OBJECTIVE: Extract the whole listing as it stands. Do not include the pictures.

INFORMATION SUPPLIED:
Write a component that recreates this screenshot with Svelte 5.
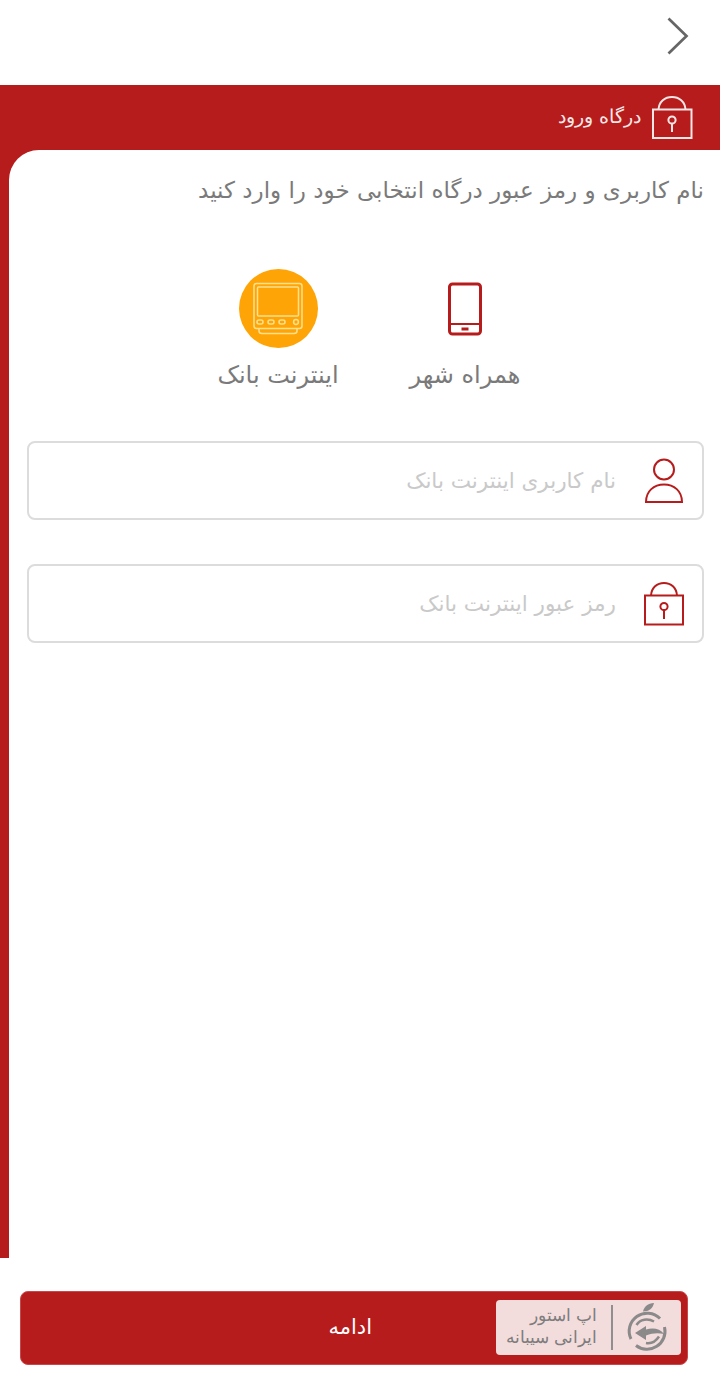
<script>
  let selected = $state("bank");
  let username = $state("");
  let password = $state("");
</script>

<div class="page" dir="rtl">
  <header class="topbar">
    <svg width="24" height="38" viewBox="0 0 24 38" aria-hidden="true">
      <path d="M2.500 1.500 L20.500 19 L2.500 36.500" fill="none" stroke="#666" stroke-width="2.700" />
    </svg>
  </header>

  <section class="panel">
    <div class="title">
      <svg width="42" height="46" viewBox="0 0 42 46" aria-hidden="true">
        <g fill="none" stroke="#f6e6e6" stroke-width="2">
          <rect x="2" y="14.500" width="38.500" height="28.500" />
          <path d="M7.500 14.500 C8 6.500 14 2 21 2 C28 2 34 6.500 34.500 14.500" />
          <circle cx="21" cy="25" r="3.600" />
          <path d="M21 28.600 V37" />
        </g>
      </svg>
      <span>درگاه ورود</span>
    </div>

    <div class="card">
      <p class="hint">نام کاربری و رمز عبور درگاه انتخابی خود را وارد کنید</p>

      <div class="options">
        <button class="option" onclick={() => (selected = "mobile")}>
          <span class="disc" class:on={selected === "mobile"}>
            <svg width="36" height="54" viewBox="0 0 36 54" aria-hidden="true">
              <rect x="2.500" y="2" width="31" height="50" rx="3" fill="none" stroke="#b71c1c" stroke-width="3" />
              <path d="M2.500 42 H33.500" stroke="#b71c1c" stroke-width="2" />
              <rect x="14.500" y="45.500" width="7" height="3" fill="#b71c1c" />
            </svg>
          </span>
          <span class="label">همراه شهر</span>
        </button>
        <button class="option" onclick={() => (selected = "bank")}>
          <span class="disc" class:on={selected === "bank"}>
            <svg width="52" height="54" viewBox="0 0 52 54" aria-hidden="true">
              <g fill="none" stroke="#ffe08e" stroke-width="1.500">
                <rect x="2" y="1.500" width="48" height="45" rx="2.500" />
                <rect x="5.500" y="5" width="41" height="29" rx="1" />
                <rect x="5" y="38" width="6" height="4" rx="2" />
                <rect x="16" y="38" width="6" height="4" rx="2" />
                <rect x="27" y="38" width="6" height="4" rx="2" />
                <circle cx="44" cy="40" r="2.400" />
                <path d="M7 46.500 V49 Q7 51.500 10 51.500 H42 Q45 51.500 45 49 V46.500" />
              </g>
            </svg>
          </span>
          <span class="label">اینترنت بانک</span>
        </button>
      </div>

      <div class="fields">
        <label class="field">
          <svg width="42" height="46" viewBox="0 0 42 46" aria-hidden="true">
            <g fill="none" stroke="#b71c1c" stroke-width="2">
              <circle cx="21" cy="11.500" r="10" />
              <path d="M3 44 C3 33 11 26.500 21 26.500 C31 26.500 39 33 39 44 Z" />
            </g>
          </svg>
          <input bind:value={username} placeholder="نام کاربری اینترنت بانک" />
        </label>
        <label class="field">
          <svg width="42" height="46" viewBox="0 0 42 46" aria-hidden="true">
            <g fill="none" stroke="#b71c1c" stroke-width="2">
              <rect x="2" y="14.500" width="38" height="29" />
              <path d="M8 14.500 C8.500 6.500 14 2 21 2 C28 2 33.500 6.500 34 14.500" />
              <circle cx="21" cy="25.500" r="3.600" />
              <path d="M21 29 V38" />
            </g>
          </svg>
          <input bind:value={password} type="text" placeholder="رمز عبور اینترنت بانک" />
        </label>
      </div>
    </div>
  </section>

  <footer class="footer">
    <button class="submit">
      <span class="store">
        <svg width="42" height="50" viewBox="0 0 42 50" aria-hidden="true">
          <path d="M17 9.500 C18 4.500 22 1.500 28 1 C27 6 23 9.500 17 9.500 Z" fill="#8a8a8a" />
          <g fill="none" stroke="#8a8a8a" stroke-width="3">
            <path d="M5 37 A18 18 0 0 1 34 16.500" />
            <path d="M38.500 25 A18 18 0 0 1 10 43.500" />
            <path d="M10.500 23 C14 17 22 16 28 19.500" stroke-width="2.500" />
            <path d="M20 41 C25 42 30 39 33 34.500" stroke-width="2.500" />
          </g>
          <path d="M9 31 L20 24 V27.500 C27 25.500 34 26.500 38 32 C32 30.500 26 31 20 33.500 V38 Z" fill="#8a8a8a" />
        </svg>
        <span class="sep"></span>
        <span class="store-text">اپ استور<br />ایرانی سیبانه</span>
      </span>
      <span class="go">ادامه</span>
    </button>
  </footer>
</div>

<style>
  :global(body) {
    background: #fff;
    font-family: "DejaVu Sans", "Noto Sans", sans-serif;
  }
  .page {
    width: 720px;
    height: 1395px;
    display: flex;
    flex-direction: column;
    overflow: hidden;
  }
  .topbar {
    height: 85px;
    flex: none;
    padding: 17px 30px 0 0;
    box-sizing: border-box;
  }
  .panel {
    height: 1173px;
    flex: none;
    background: #b71c1c;
    padding-left: 9px;
    display: flex;
    flex-direction: column;
    box-sizing: border-box;
  }
  .title {
    height: 65px;
    flex: none;
    display: flex;
    align-items: center;
    gap: 10px;
    padding-right: 27px;
    padding-bottom: 2px;
    box-sizing: border-box;
    color: #f8eaea;
    font-size: 18.500px;
    font-weight: 300;
  }
  .title svg {
    margin-top: 2px;
  }
  .card {
    flex: 1;
    background: #fff;
    border-top-left-radius: 30px;
    padding: 24px 16px 0 18px;
  }
  .hint {
    margin: 0;
    font-size: 23px;
    line-height: 32px;
    color: #7a7a7a;
  }
  .options {
    display: flex;
    justify-content: flex-start;
    gap: 57px;
    margin-top: 63px;
    padding-right: 174px;
  }
  .option {
    border: 0;
    background: none;
    padding: 0;
    font: inherit;
    display: flex;
    flex-direction: column;
    align-items: center;
    gap: 9px;
    width: 130px;
  }
  .disc {
    width: 79px;
    height: 79px;
    border-radius: 50%;
    display: flex;
    align-items: center;
    justify-content: center;
  }
  .disc.on {
    background: #ffa406;
  }
  .label {
    font-size: 24px;
    line-height: 36px;
    color: #7a7a7a;
    white-space: nowrap;
  }
  .fields {
    display: flex;
    flex-direction: column;
    gap: 44px;
    margin-top: 48px;
  }
  .field {
    height: 79px;
    box-sizing: border-box;
    border: 2px solid #dcdcdc;
    border-radius: 8px;
    display: flex;
    align-items: center;
    gap: 27px;
    padding-right: 17px;
  }
  .field input {
    flex: 1;
    min-width: 0;
    border: 0;
    outline: 0;
    padding: 0;
    background: none;
    font: inherit;
    font-size: 21.500px;
    color: #444;
  }
  .field input::placeholder {
    color: #c9c9c9;
    opacity: 1;
  }
  .footer {
    flex: 1;
    padding: 33px 32px 0 20px;
  }
  .submit {
    width: 100%;
    height: 74px;
    border: 1px solid #c9474a;
    border-radius: 8px;
    background: #b71c1c;
    color: #fff;
    font: inherit;
    font-size: 21px;
    display: flex;
    align-items: center;
    padding: 0 6px 2px 0;
  }
  .store {
    width: 185px;
    height: 55px;
    box-sizing: border-box;
    background: #f3dcdc;
    border-radius: 4px;
    display: flex;
    align-items: center;
    color: #7d7d7d;
    padding-right: 13px;
  }
  .sep {
    width: 2px;
    height: 45px;
    background: #8f8f8f;
    margin: 0 13px 0 14px;
  }
  .store-text {
    font-size: 16.500px;
    line-height: 22px;
    text-align: right;
    font-weight: 300;
  }
  .go {
    margin-right: 124px;
  }
</style>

THE ANSWER:
Write a component that recreates this screenshot with Svelte 5.
<script>
  let selected = $state("bank");
  let username = $state("");
  let password = $state("");
</script>

<div class="page" dir="rtl">
  <header class="topbar">
    <svg width="24" height="38" viewBox="0 0 24 38" aria-hidden="true">
      <path d="M2.500 1.500 L20.500 19 L2.500 36.500" fill="none" stroke="#666" stroke-width="2.700" />
    </svg>
  </header>

  <section class="panel">
    <div class="title">
      <svg width="42" height="46" viewBox="0 0 42 46" aria-hidden="true">
        <g fill="none" stroke="#f6e6e6" stroke-width="2">
          <rect x="2" y="14.500" width="38.500" height="28.500" />
          <path d="M7.500 14.500 C8 6.500 14 2 21 2 C28 2 34 6.500 34.500 14.500" />
          <circle cx="21" cy="25" r="3.600" />
          <path d="M21 28.600 V37" />
        </g>
      </svg>
      <span>درگاه ورود</span>
    </div>

    <div class="card">
      <p class="hint">نام کاربری و رمز عبور درگاه انتخابی خود را وارد کنید</p>

      <div class="options">
        <button class="option" onclick={() => (selected = "mobile")}>
          <span class="disc" class:on={selected === "mobile"}>
            <svg width="36" height="54" viewBox="0 0 36 54" aria-hidden="true">
              <rect x="2.500" y="2" width="31" height="50" rx="3" fill="none" stroke="#b71c1c" stroke-width="3" />
              <path d="M2.500 42 H33.500" stroke="#b71c1c" stroke-width="2" />
              <rect x="14.500" y="45.500" width="7" height="3" fill="#b71c1c" />
            </svg>
          </span>
          <span class="label">همراه شهر</span>
        </button>
        <button class="option" onclick={() => (selected = "bank")}>
          <span class="disc" class:on={selected === "bank"}>
            <svg width="52" height="54" viewBox="0 0 52 54" aria-hidden="true">
              <g fill="none" stroke="#ffe08e" stroke-width="1.500">
                <rect x="2" y="1.500" width="48" height="45" rx="2.500" />
                <rect x="5.500" y="5" width="41" height="29" rx="1" />
                <rect x="5" y="38" width="6" height="4" rx="2" />
                <rect x="16" y="38" width="6" height="4" rx="2" />
                <rect x="27" y="38" width="6" height="4" rx="2" />
                <circle cx="44" cy="40" r="2.400" />
                <path d="M7 46.500 V49 Q7 51.500 10 51.500 H42 Q45 51.500 45 49 V46.500" />
              </g>
            </svg>
          </span>
          <span class="label">اینترنت بانک</span>
        </button>
      </div>

      <div class="fields">
        <label class="field">
          <svg width="42" height="46" viewBox="0 0 42 46" aria-hidden="true">
            <g fill="none" stroke="#b71c1c" stroke-width="2">
              <circle cx="21" cy="11.500" r="10" />
              <path d="M3 44 C3 33 11 26.500 21 26.500 C31 26.500 39 33 39 44 Z" />
            </g>
          </svg>
          <input bind:value={username} placeholder="نام کاربری اینترنت بانک" />
        </label>
        <label class="field">
          <svg width="42" height="46" viewBox="0 0 42 46" aria-hidden="true">
            <g fill="none" stroke="#b71c1c" stroke-width="2">
              <rect x="2" y="14.500" width="38" height="29" />
              <path d="M8 14.500 C8.500 6.500 14 2 21 2 C28 2 33.500 6.500 34 14.500" />
              <circle cx="21" cy="25.500" r="3.600" />
              <path d="M21 29 V38" />
            </g>
          </svg>
          <input bind:value={password} type="text" placeholder="رمز عبور اینترنت بانک" />
        </label>
      </div>
    </div>
  </section>

  <footer class="footer">
    <button class="submit">
      <span class="store">
        <svg width="42" height="50" viewBox="0 0 42 50" aria-hidden="true">
          <path d="M17 9.500 C18 4.500 22 1.500 28 1 C27 6 23 9.500 17 9.500 Z" fill="#8a8a8a" />
          <g fill="none" stroke="#8a8a8a" stroke-width="3">
            <path d="M5 37 A18 18 0 0 1 34 16.500" />
            <path d="M38.500 25 A18 18 0 0 1 10 43.500" />
            <path d="M10.500 23 C14 17 22 16 28 19.500" stroke-width="2.500" />
            <path d="M20 41 C25 42 30 39 33 34.500" stroke-width="2.500" />
          </g>
          <path d="M9 31 L20 24 V27.500 C27 25.500 34 26.500 38 32 C32 30.500 26 31 20 33.500 V38 Z" fill="#8a8a8a" />
        </svg>
        <span class="sep"></span>
        <span class="store-text">اپ استور<br />ایرانی سیبانه</span>
      </span>
      <span class="go">ادامه</span>
    </button>
  </footer>
</div>

<style>
  :global(body) {
    background: #fff;
    font-family: "DejaVu Sans", "Noto Sans", sans-serif;
  }
  .page {
    width: 720px;
    height: 1395px;
    display: flex;
    flex-direction: column;
    overflow: hidden;
  }
  .topbar {
    height: 85px;
    flex: none;
    padding: 17px 30px 0 0;
    box-sizing: border-box;
  }
  .panel {
    height: 1173px;
    flex: none;
    background: #b71c1c;
    padding-left: 9px;
    display: flex;
    flex-direction: column;
    box-sizing: border-box;
  }
  .title {
    height: 65px;
    flex: none;
    display: flex;
    align-items: center;
    gap: 10px;
    padding-right: 27px;
    padding-bottom: 2px;
    box-sizing: border-box;
    color: #f8eaea;
    font-size: 18.500px;
    font-weight: 300;
  }
  .title svg {
    margin-top: 2px;
  }
  .card {
    flex: 1;
    background: #fff;
    border-top-left-radius: 30px;
    padding: 24px 16px 0 18px;
  }
  .hint {
    margin: 0;
    font-size: 23px;
    line-height: 32px;
    color: #7a7a7a;
  }
  .options {
    display: flex;
    justify-content: flex-start;
    gap: 57px;
    margin-top: 63px;
    padding-right: 174px;
  }
  .option {
    border: 0;
    background: none;
    padding: 0;
    font: inherit;
    display: flex;
    flex-direction: column;
    align-items: center;
    gap: 9px;
    width: 130px;
  }
  .disc {
    width: 79px;
    height: 79px;
    border-radius: 50%;
    display: flex;
    align-items: center;
    justify-content: center;
  }
  .disc.on {
    background: #ffa406;
  }
  .label {
    font-size: 24px;
    line-height: 36px;
    color: #7a7a7a;
    white-space: nowrap;
  }
  .fields {
    display: flex;
    flex-direction: column;
    gap: 44px;
    margin-top: 48px;
  }
  .field {
    height: 79px;
    box-sizing: border-box;
    border: 2px solid #dcdcdc;
    border-radius: 8px;
    display: flex;
    align-items: center;
    gap: 27px;
    padding-right: 17px;
  }
  .field input {
    flex: 1;
    min-width: 0;
    border: 0;
    outline: 0;
    padding: 0;
    background: none;
    font: inherit;
    font-size: 21.500px;
    color: #444;
  }
  .field input::placeholder {
    color: #c9c9c9;
    opacity: 1;
  }
  .footer {
    flex: 1;
    padding: 33px 32px 0 20px;
  }
  .submit {
    width: 100%;
    height: 74px;
    border: 1px solid #c9474a;
    border-radius: 8px;
    background: #b71c1c;
    color: #fff;
    font: inherit;
    font-size: 21px;
    display: flex;
    align-items: center;
    padding: 0 6px 2px 0;
  }
  .store {
    width: 185px;
    height: 55px;
    box-sizing: border-box;
    background: #f3dcdc;
    border-radius: 4px;
    display: flex;
    align-items: center;
    color: #7d7d7d;
    padding-right: 13px;
  }
  .sep {
    width: 2px;
    height: 45px;
    background: #8f8f8f;
    margin: 0 13px 0 14px;
  }
  .store-text {
    font-size: 16.500px;
    line-height: 22px;
    text-align: right;
    font-weight: 300;
  }
  .go {
    margin-right: 124px;
  }
</style>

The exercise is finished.